start Material shown
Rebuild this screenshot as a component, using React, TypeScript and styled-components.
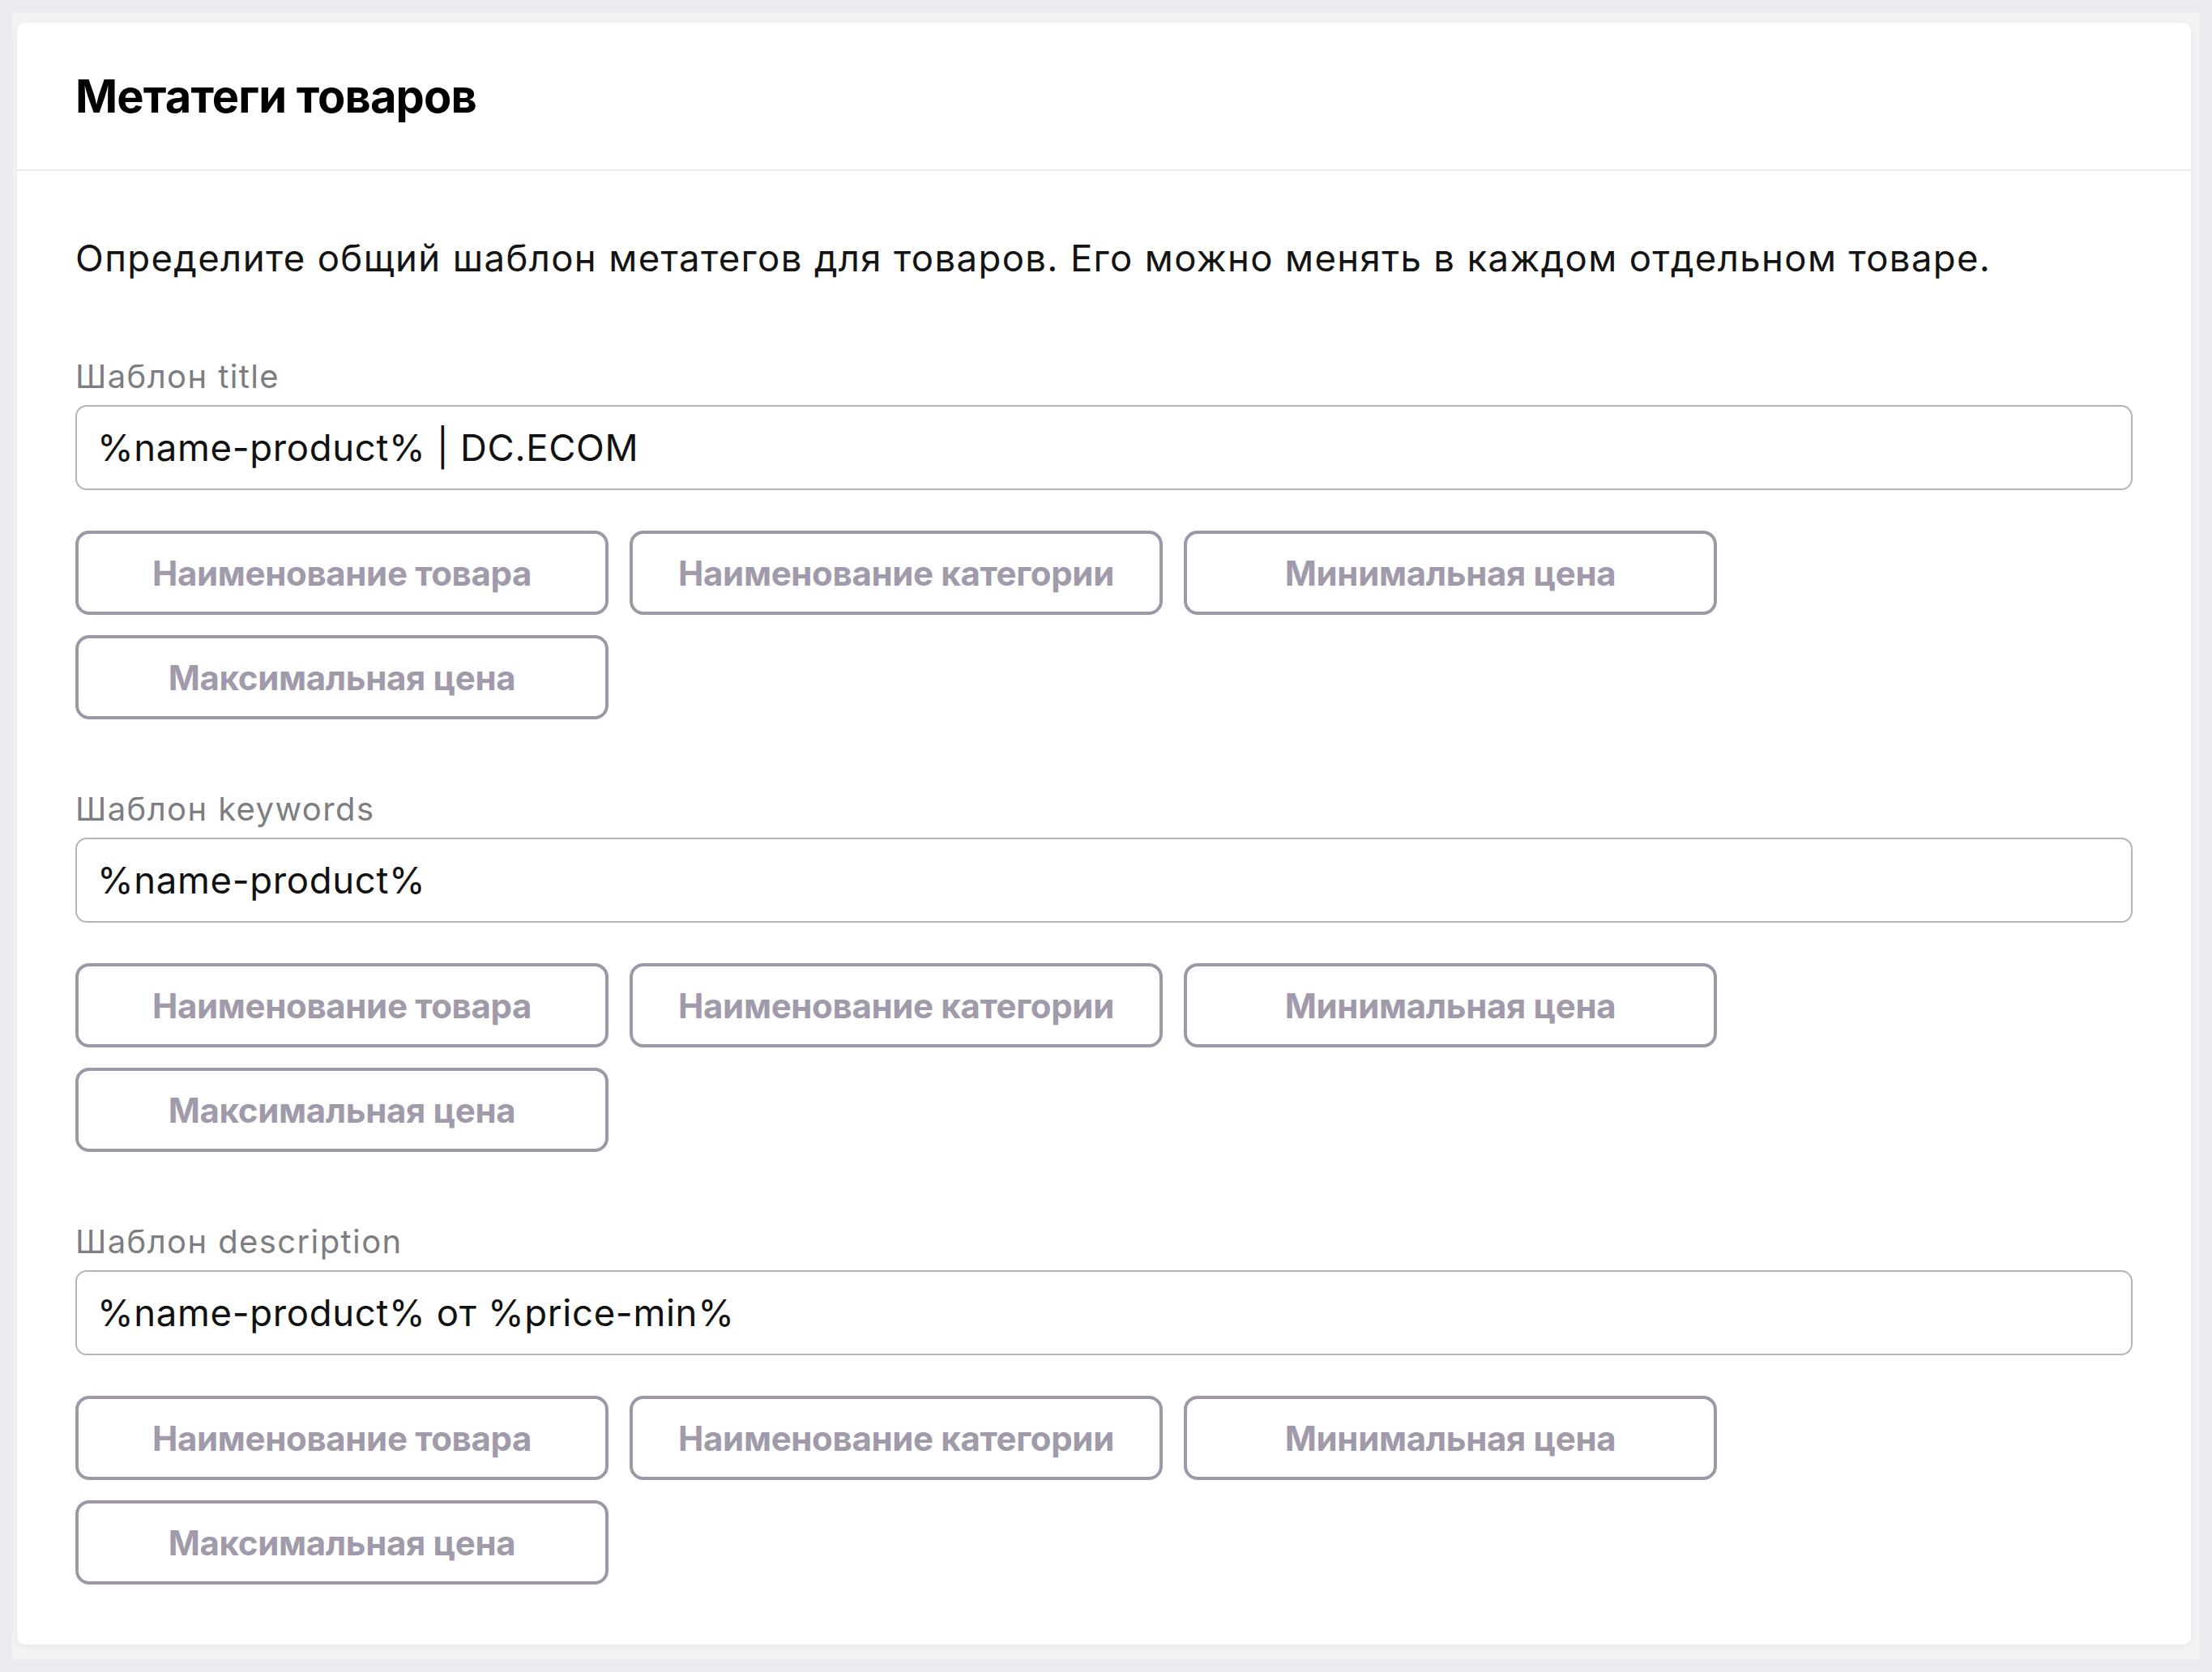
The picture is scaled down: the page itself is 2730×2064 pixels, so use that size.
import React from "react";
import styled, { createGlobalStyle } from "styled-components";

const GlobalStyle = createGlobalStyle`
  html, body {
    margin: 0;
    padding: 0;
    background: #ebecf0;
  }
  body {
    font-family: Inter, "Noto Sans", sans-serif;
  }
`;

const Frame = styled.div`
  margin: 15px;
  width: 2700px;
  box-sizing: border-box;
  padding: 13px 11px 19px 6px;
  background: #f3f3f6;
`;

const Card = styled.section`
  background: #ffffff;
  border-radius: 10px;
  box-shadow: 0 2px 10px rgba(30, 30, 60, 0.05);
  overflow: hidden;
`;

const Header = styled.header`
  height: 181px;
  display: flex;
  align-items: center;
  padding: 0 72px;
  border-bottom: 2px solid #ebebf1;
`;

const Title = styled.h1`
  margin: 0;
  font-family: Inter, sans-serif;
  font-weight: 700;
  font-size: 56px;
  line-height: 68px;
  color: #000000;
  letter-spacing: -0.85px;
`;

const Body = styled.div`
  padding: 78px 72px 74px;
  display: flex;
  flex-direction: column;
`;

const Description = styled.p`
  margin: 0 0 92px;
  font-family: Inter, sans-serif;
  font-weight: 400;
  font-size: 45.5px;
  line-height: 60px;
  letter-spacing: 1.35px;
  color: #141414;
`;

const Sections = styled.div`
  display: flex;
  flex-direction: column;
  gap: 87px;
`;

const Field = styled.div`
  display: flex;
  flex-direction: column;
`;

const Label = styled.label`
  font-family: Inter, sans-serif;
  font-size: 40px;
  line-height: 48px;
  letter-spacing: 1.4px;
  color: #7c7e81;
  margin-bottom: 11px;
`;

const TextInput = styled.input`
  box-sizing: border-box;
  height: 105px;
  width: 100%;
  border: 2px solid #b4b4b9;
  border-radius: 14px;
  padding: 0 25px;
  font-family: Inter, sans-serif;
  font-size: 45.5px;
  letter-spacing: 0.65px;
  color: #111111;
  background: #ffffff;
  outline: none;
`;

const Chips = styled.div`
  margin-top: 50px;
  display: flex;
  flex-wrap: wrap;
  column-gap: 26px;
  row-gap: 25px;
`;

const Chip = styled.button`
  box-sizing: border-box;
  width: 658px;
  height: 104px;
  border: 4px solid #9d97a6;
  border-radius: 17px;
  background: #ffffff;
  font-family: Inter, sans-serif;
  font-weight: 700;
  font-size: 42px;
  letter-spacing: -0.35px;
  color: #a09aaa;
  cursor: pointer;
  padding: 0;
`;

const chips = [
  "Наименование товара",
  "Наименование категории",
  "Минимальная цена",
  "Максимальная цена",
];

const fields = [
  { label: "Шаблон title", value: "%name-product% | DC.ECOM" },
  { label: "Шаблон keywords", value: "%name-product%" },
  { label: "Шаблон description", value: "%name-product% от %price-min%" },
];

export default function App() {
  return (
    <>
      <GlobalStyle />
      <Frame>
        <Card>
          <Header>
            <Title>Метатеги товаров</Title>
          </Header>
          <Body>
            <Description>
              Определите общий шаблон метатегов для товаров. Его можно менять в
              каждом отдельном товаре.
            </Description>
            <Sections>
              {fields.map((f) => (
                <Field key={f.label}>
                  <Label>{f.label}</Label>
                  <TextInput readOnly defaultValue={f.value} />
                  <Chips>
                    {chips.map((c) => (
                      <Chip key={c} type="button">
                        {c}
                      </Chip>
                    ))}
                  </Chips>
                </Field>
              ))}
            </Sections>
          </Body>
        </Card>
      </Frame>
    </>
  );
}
end Material shown
start Material shown
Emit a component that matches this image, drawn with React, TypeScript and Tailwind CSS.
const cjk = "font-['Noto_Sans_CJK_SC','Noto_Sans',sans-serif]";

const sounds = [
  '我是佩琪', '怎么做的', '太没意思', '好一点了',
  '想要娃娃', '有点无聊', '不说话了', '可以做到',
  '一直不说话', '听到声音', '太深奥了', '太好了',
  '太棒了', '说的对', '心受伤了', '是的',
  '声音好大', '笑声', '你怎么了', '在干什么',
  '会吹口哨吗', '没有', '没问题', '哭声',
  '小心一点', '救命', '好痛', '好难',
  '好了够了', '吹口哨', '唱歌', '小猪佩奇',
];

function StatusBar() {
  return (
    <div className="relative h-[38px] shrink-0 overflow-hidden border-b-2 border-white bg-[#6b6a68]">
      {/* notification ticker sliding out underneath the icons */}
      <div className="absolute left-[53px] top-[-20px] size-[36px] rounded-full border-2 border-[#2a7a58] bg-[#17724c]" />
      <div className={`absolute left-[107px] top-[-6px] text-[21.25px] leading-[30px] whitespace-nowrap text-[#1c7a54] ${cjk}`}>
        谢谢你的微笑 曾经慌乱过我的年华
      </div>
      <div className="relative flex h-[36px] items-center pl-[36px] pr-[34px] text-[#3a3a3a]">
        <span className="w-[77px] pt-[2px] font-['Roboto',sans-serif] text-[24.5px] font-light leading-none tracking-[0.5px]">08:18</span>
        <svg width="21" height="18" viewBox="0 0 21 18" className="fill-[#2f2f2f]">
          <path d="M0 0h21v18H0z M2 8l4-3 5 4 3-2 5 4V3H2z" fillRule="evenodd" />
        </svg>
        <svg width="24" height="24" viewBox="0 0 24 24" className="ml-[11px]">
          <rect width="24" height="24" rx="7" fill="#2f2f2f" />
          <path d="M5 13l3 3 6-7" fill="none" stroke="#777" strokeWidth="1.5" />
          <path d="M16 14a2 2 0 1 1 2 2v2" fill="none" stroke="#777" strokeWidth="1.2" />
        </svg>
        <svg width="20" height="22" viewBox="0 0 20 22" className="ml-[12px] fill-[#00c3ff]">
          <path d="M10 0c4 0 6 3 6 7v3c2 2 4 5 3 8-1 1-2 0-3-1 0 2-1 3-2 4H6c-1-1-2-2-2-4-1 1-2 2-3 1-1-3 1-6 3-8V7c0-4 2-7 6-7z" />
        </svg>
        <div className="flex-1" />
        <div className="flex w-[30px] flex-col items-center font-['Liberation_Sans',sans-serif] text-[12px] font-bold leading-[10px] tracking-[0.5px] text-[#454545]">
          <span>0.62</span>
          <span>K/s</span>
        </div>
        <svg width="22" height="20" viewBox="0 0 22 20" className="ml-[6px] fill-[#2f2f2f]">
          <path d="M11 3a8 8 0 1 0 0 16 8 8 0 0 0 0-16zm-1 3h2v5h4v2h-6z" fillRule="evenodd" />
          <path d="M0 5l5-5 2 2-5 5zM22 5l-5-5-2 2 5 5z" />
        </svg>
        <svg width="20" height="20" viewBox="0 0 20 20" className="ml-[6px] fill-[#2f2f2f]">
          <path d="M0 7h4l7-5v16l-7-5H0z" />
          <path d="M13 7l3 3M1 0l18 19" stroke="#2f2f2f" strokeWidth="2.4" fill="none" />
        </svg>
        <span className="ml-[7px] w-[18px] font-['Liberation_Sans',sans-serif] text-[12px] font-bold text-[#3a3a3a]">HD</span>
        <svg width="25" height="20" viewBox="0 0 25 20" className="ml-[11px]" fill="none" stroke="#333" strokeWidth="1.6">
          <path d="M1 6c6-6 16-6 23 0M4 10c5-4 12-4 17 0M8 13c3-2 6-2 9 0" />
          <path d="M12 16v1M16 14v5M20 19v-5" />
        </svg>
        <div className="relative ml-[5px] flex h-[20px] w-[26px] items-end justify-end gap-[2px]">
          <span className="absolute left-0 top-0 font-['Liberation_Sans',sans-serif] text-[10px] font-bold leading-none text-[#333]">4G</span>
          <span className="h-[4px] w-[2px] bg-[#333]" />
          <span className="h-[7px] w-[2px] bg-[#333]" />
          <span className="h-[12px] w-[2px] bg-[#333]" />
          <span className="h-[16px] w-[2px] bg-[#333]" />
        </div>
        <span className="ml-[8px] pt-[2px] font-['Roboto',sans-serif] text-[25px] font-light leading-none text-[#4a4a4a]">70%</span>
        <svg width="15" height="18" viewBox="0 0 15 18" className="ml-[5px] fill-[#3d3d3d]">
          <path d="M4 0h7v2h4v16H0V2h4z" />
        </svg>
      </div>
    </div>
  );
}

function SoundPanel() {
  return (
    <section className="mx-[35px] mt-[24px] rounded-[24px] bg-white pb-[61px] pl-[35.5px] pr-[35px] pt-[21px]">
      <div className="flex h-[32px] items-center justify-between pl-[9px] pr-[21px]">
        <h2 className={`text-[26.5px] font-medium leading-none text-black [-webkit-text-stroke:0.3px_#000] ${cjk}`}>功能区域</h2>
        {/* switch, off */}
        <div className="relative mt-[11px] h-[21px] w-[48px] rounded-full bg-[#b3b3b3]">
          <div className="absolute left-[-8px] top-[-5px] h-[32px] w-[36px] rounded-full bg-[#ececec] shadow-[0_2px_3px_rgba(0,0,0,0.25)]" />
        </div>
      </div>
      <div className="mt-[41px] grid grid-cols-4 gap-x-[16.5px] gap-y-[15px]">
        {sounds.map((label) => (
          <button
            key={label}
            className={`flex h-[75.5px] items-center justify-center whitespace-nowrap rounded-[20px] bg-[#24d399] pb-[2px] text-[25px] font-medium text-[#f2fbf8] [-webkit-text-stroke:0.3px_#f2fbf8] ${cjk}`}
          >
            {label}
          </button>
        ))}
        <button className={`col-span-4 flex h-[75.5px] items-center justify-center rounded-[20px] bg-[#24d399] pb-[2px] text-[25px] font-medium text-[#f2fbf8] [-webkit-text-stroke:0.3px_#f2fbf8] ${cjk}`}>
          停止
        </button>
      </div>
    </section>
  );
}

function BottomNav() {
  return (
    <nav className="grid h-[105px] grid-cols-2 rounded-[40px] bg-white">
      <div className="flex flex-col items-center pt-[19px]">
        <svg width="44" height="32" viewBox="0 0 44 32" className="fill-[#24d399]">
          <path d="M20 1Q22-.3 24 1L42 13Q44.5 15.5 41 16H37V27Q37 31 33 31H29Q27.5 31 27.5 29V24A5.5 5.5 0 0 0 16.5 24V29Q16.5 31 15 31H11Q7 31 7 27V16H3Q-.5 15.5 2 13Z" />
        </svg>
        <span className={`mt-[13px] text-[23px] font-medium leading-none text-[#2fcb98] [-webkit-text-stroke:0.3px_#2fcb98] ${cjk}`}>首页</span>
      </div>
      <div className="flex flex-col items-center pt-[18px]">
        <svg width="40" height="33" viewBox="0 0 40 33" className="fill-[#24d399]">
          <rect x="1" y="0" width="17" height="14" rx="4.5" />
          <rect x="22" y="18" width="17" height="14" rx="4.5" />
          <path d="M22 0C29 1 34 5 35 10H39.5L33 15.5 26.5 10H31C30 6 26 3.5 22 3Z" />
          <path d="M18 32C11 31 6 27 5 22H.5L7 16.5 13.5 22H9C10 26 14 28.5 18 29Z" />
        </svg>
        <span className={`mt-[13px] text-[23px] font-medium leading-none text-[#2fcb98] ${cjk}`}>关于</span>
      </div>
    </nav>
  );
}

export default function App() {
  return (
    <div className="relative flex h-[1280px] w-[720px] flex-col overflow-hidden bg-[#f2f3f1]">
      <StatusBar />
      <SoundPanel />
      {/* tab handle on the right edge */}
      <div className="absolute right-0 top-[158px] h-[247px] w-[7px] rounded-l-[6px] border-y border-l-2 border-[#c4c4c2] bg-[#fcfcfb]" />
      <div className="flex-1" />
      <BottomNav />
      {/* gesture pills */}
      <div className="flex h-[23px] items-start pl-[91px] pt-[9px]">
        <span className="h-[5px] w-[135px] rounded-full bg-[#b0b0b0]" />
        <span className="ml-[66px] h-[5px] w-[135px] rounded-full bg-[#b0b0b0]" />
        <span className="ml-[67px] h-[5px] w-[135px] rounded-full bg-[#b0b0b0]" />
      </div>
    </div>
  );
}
end Material shown
Given problem -
Above are the records. Identify each line that contains the word "TypeScript".

Result of the exercise -
Rebuild this screenshot as a component, using React, TypeScript and styled-components.
Emit a component that matches this image, drawn with React, TypeScript and Tailwind CSS.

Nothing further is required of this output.